Петербургский театральный журнал
Блог «ПТЖ» — это отдельное СМИ, живущее в режиме общероссийской театральной газеты. Когда-то один из создателей журнала Леонид Попов делал в «ПТЖ» раздел «Фигаро» (Фигаро здесь, Фигаро там). Лене Попову мы и посвящаем наш блог.
16+

29 марта 2025

(НЕ)КЛАССИКА ШАПИТО

О Международном биеннале циркового искусства. Часть третья

Это третий материал «Петербургского театрального журнала» о спектаклях Международного биеннале циркового искусства. Первые два — «Цирк = игра» и «Цирк + театр = …».

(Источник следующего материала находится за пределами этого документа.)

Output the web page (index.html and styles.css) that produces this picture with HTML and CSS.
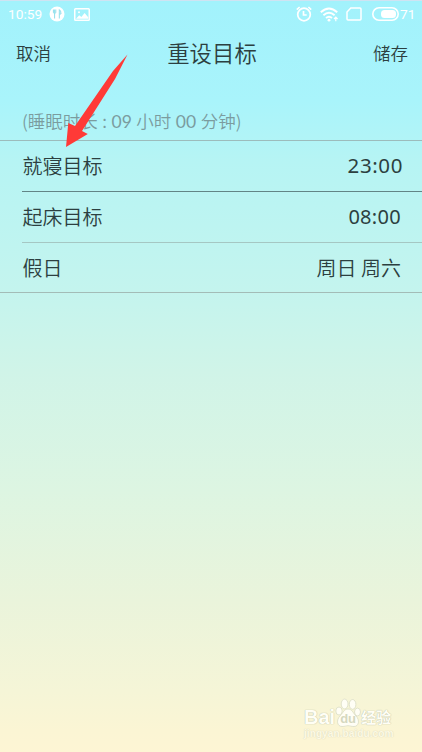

Сцена из представления «Sabotage».
Фото — Mary Wycherley.

«Sabotage» («Саботаж»). Компания NoFit State Circus. Режиссер Фиренци Джуди, композитор Дэвид Маррей

Музыка и цирк намертво спаяны в новом спектакле валлийской компании NoFit State Circus, и неизвестно, что первичней — режиссерские находки Фиренци Джуди или стильные композиции Дэвида Маррея, которые хочется тут же после спектакля переслушать заново. Обе составляющие полны сумасшедшего драйва и находок, предполагающих высочайшее исполнительское мастерство. «Sabotage» — продукт коллективного сотворчества, в котором каждый из 12 артистов — обладатель универсальных навыков музыканта, певца, циркового артиста, униформиста.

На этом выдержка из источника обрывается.